Opini

Islam Nusantara Bukan Teori Receptie

Ahad, 5 November 2017 | 05:00 WIB

Islam Nusantara Bukan Teori Receptie

Foto: NU Online

Oleh: Achmad Faiz MN Abdalla
Dalam sebuah perkuliahan, sang dosen menjelaskan beberapa teori berlakunya hukum Islam di Indonesia. Teori-teori tersebut disampaikan sebagai bagian dari materi mata kuliah Peradilan Agama. 

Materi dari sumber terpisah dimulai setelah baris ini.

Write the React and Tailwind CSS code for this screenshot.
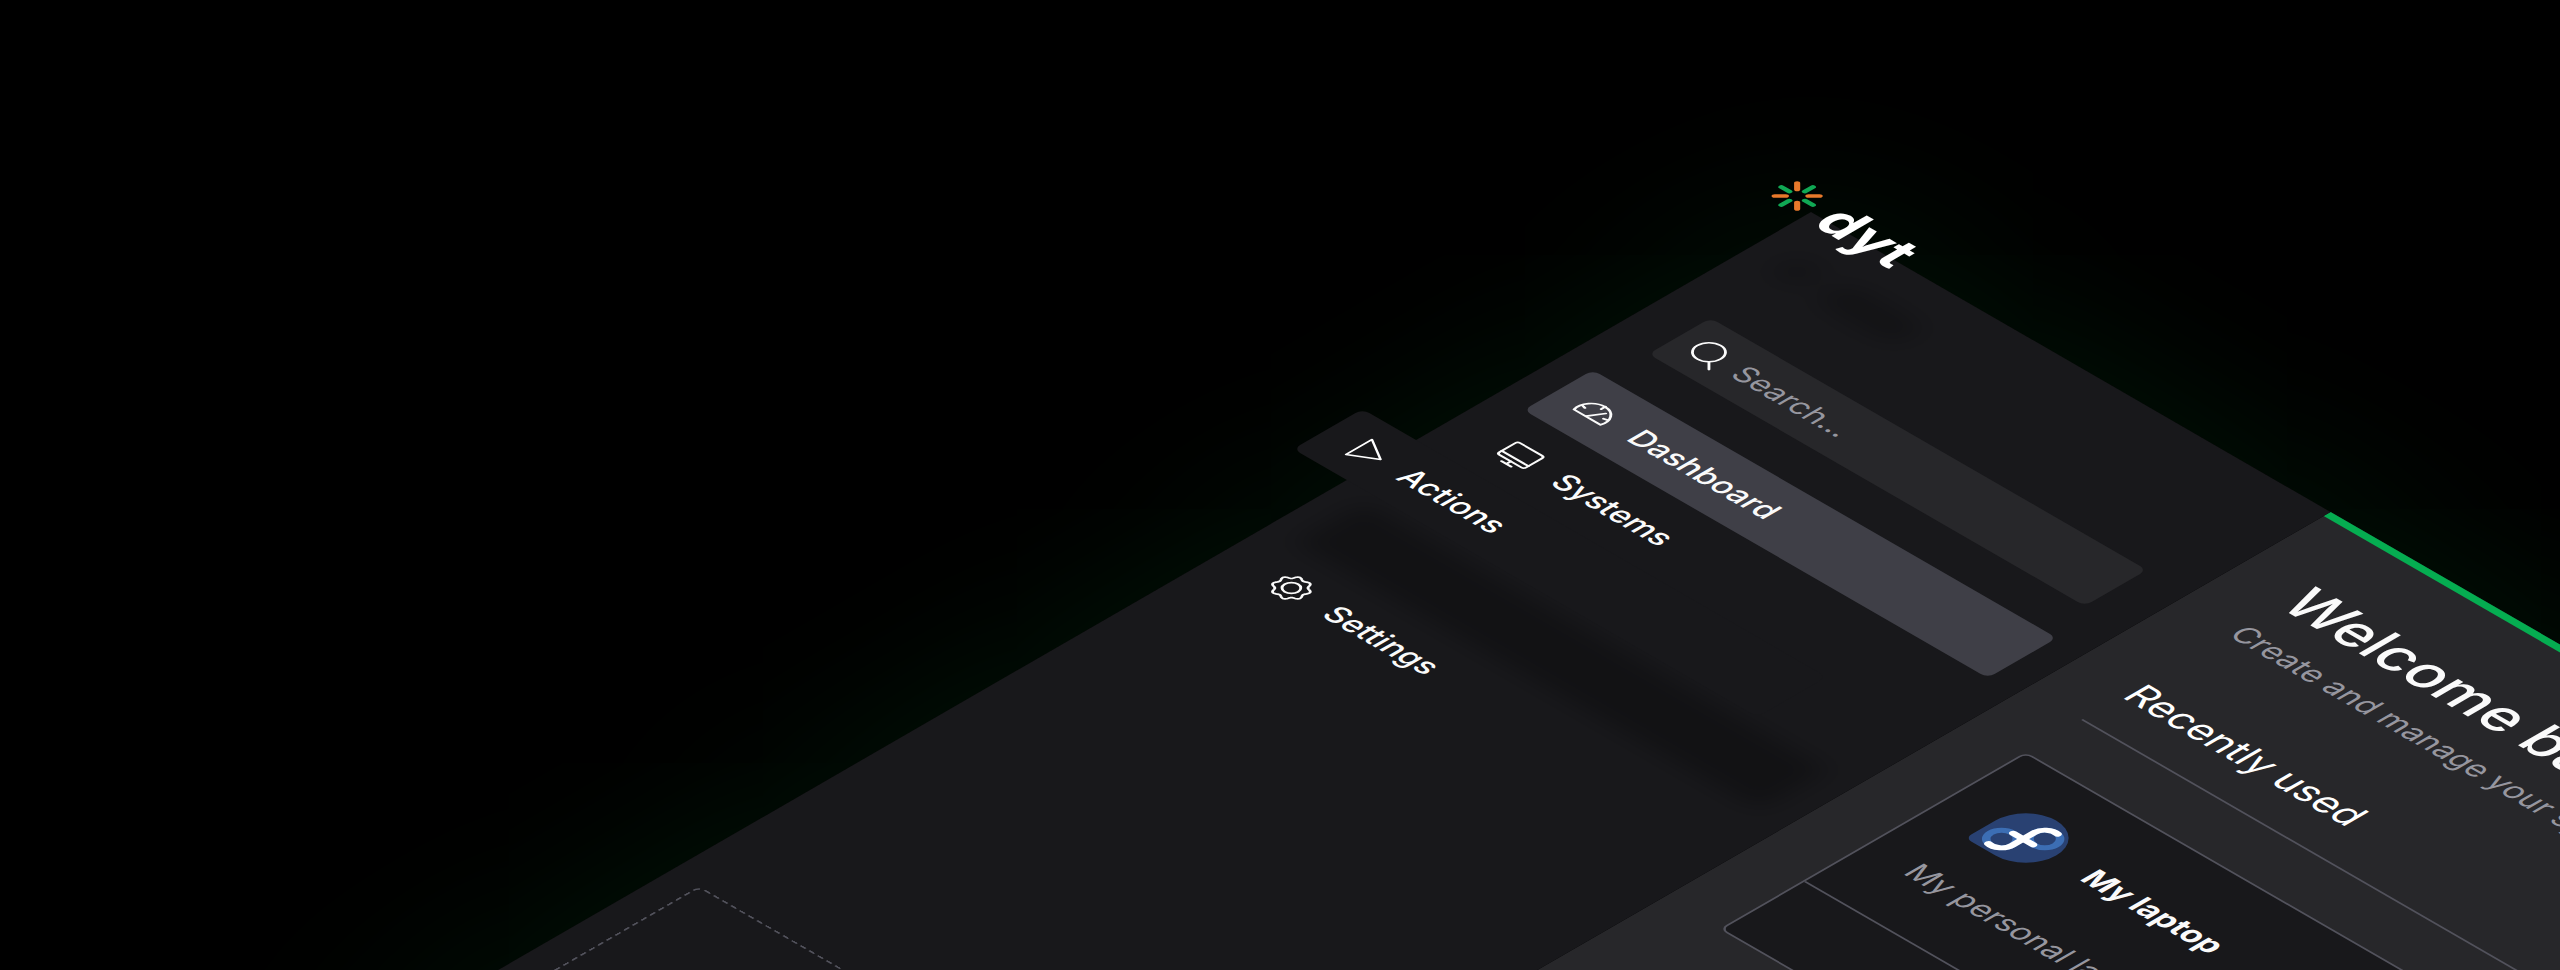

Secara sosiologis, peradilan agama telah ada di Indonesia seiring berkembangnya Islam di nusantara. Peradilan agama pun pada perkembangannya ditingkatkan menjadi pengadilan negara. Sampai sekarang. Karena itu, peradilan agama menjadi salah satu mata kuliah penting di fakultas hukum dan syariah di Indonesia.

Sang dosen memulainya dengan menjelaskan sejarah peradilan agama di Indonesia. Disampaikannya, peradilan agama sudah dikenal sebelum berdirinya kerajaan-kerajaan Islam. Seiring berkuasanya kerajaan-kerajaan Islam, peradilan agama mendapatkan kedudukan yang sempurna dalam sistem ketatanegaraan kerajaan-kerajaan Islam. 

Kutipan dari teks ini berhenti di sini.